A variety of vehicles aim to reach designated checkpoints scattered over approximately 100 square kms of rough terrain in the shortest distance possible. During the rally, teams have to make the decision between taking a safer, wider route or taking a riskier more direct route. The teams must then plot the control points on the map and decide their route. Navigation is by compass or GPS and the winner is the competitor who visits all controls in the shortest distance, GPS measured.

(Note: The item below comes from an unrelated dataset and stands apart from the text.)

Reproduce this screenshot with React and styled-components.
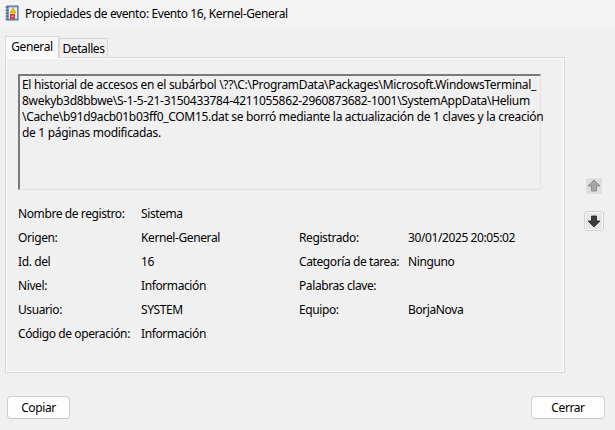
import React from 'react';
import styled, { createGlobalStyle } from 'styled-components';

const Global = createGlobalStyle`
    html, body {
        margin: 0;
        padding: 0;
        background: #f0f0f0;
    }
    body {
        font-family: 'Noto Sans', 'Liberation Sans', sans-serif;
        font-size: 12px;
        letter-spacing: -0.4px;
        color: #000;
    }
`

const Window = styled.div`
    width: 615px;
    height: 430px;
    display: flex;
    flex-direction: column;
    background: #f0f0f0;
    overflow: hidden;
`

const TitleBar = styled.div`
    height: 26px;
    padding: 0 0 0 5px;
    display: flex;
    align-items: center;
    gap: 6px;
    background: #f3f3f3;
`

const Title = styled.span`
    font-size: 12px;
    letter-spacing: -0.4px;
`

const Body = styled.div`
    display: flex;
    padding: 9px 0 0 5px;
    gap: 19px;
`

const Left = styled.div`
    display: flex;
    flex-direction: column;
    width: 560px;
`

const Tabs = styled.div`
    display: flex;
    align-items: flex-end;
    height: 22px;
`

const Tab = styled.div`
    height: ${p => p.active ? '22px' : '19px'};
    width: ${p => p.w}px;
    display: flex;
    align-items: center;
    justify-content: center;
    box-sizing: border-box;
    border: 1px solid #d9d9d9;
    border-bottom: none;
    background: ${p => p.active ? '#f9f9f9' : '#f0f0f0'};
    margin-bottom: ${p => p.active ? '-1px' : '0'};
    position: relative;
    z-index: ${p => p.active ? 1 : 0};
    ${p => p.active ? 'padding-bottom: 2px;' : ''}
`

const Panel = styled.div`
    height: 316px;
    box-sizing: border-box;
    border: 1px solid #dadada;
    padding: 16px 23px 0 12px;
    background: #f0f0f0;
    box-shadow: inset 1px 1px 0 #fbfbfb, inset -1px -1px 0 #fbfbfb;
`

const Message = styled.div`
    height: 116px;
    box-sizing: border-box;
    border-top: 2px solid #7a7a7a;
    border-left: 2px solid #7a7a7a;
    border-right: 1px solid #e3e3e3;
    border-bottom: 1px solid #e3e3e3;
    padding: 1px 2px;
    line-height: 16px;
    white-space: pre;
    letter-spacing: -0.31px;
`

const Fields = styled.div`
    display: grid;
    grid-template-columns: 123px 158px 109px 1fr;
    grid-auto-rows: 24px;
    align-items: center;
    padding: 11px 0 0 0;
`

const Cell = styled.div`
    grid-column: ${p => p.col};
    white-space: nowrap;
`

const Side = styled.div`
    display: flex;
    flex-direction: column;
    gap: 15px;
    padding-top: 141px;
`

const NavButton = styled.div`
    width: 20px;
    height: 20px;
    box-sizing: border-box;
    border-radius: 3px;
    border: 1px solid ${p => p.disabled ? '#efefef' : '#cfcfcf'};
    background: ${p => p.disabled ? '#f3f3f3' : '#fbfbfb'};
    display: flex;
    align-items: center;
    justify-content: center;
`

const Footer = styled.div`
    display: flex;
    justify-content: space-between;
    padding: 23px 10px 0 7px;
`

const Button = styled.div`
    width: ${p => p.w}px;
    height: 23px;
    box-sizing: border-box;
    border: 1px solid #d0d0d0;
    border-bottom-color: #c4c4c4;
    border-radius: 4px;
    background: #fdfdfd;
    display: flex;
    align-items: center;
    justify-content: center;
`

const LogIcon = () => (
    <svg width="14" height="16" viewBox="0 0 14 16">
        <rect x="2" y="1" width="11" height="14" fill="#8fa7c6" stroke="#4d6a93" />
        <rect x="4" y="2.5" width="8" height="11" fill="#e8eef6" />
        {[2, 5, 8, 11, 14].map(y => (
            <rect key={y} x="0.5" y={y - 0.5} width="3" height="1.4" fill="#5b6f8a" />
        ))}
        <path d="M8 2.5 L11 8 L5 8 Z" fill="#f2c200" stroke="#b58a00" strokeWidth="0.5" />
        <rect x="5" y="9" width="5" height="5" fill="#d2332f" />
        <rect x="6.5" y="10.5" width="2" height="2" fill="#f3b0ae" />
    </svg>
)

const Arrow = ({ up, color, bg }) => (
    <svg width="16" height="16" viewBox="0 0 16 16">
        <rect x="0" y="0" width="16" height="16" fill={bg} />
        <path
            d={up ? 'M8 2 L14 8 L10.5 8 L10.5 13 L5.5 13 L5.5 8 L2 8 Z' : 'M8 14 L14 8 L10.5 8 L10.5 3 L5.5 3 L5.5 8 L2 8 Z'}
            fill={color}
            stroke={color === '#3c3c3c' ? '#222' : '#808080'}
            strokeWidth="0.8"
            strokeLinejoin="round"
        />
    </svg>
)

const message = `El historial de accesos en el subárbol \\??\\C:\\ProgramData\\Packages\\Microsoft.WindowsTerminal_
8wekyb3d8bbwe\\S-1-5-21-3150433784-4211055862-2960873682-1001\\SystemAppData\\Helium
\\Cache\\b91d9acb01b03ff0_COM15.dat se borró mediante la actualización de 1 claves y la creación
de 1 páginas modificadas.`

const rows = [
    ['Nombre de registro:', 'Sistema'],
    ['Origen:', 'Kernel-General', 'Registrado:', '30/01/2025 20:05:02'],
    ['Id. del', '16', 'Categoría de tarea:', 'Ninguno'],
    ['Nivel:', 'Información', 'Palabras clave:', ''],
    ['Usuario:', 'SYSTEM', 'Equipo:', 'BorjaNova'],
    ['Código de operación:', 'Información'],
]

export default function App() {
    return (
        <Window>
            <Global />
            <TitleBar>
                <LogIcon />
                <Title>Propiedades de evento: Evento 16, Kernel-General</Title>
            </TitleBar>
            <Body>
                <Left>
                    <Tabs>
                        <Tab active w={54}>General</Tab>
                        <Tab w={49}>Detalles</Tab>
                    </Tabs>
                    <Panel>
                        <Message>{message}</Message>
                        <Fields>
                            {rows.map((r, i) =>
                                r.map((t, j) => (
                                    <Cell key={i + '-' + j} col={j + 1}>{t}</Cell>
                                ))
                            )}
                        </Fields>
                    </Panel>
                </Left>
                <Side>
                    <NavButton disabled>
                        <Arrow up color="#a6a6a6" bg="#dedede" />
                    </NavButton>
                    <NavButton>
                        <Arrow color="#3c3c3c" bg="#e6e6e6" />
                    </NavButton>
                </Side>
            </Body>
            <Footer>
                <Button w={63}>Copiar</Button>
                <Button w={74}>Cerrar</Button>
            </Footer>
        </Window>
    );
}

Hundreds of spectators head into the bush to watch the event, setting up campsites and starting off early to get to the Gauntlet (a combination of 2 or 3 checkpoints that invariably involve water crossings and other difficult obstacles).
5. Safari Rally
The Safari Rally is one of the most popular events in the Kenyan calendar with both the young and old alike. Since its onset in 1953 in honour of Queen Elizabeth, the KCB Safari Rally is an internationally acclaimed event and a significant part of Kenya’s history. It is a sport loved by the Kenyan people and draws attention of people different ages and cultures both locally and internationally. A fast paced race through the wilderness of Kenya where drivers have to negotiate through rough terrains and assortments of wildlife. The Safari Rally is one sport that attracts many visitors alike and has become a part of Kenyan culture.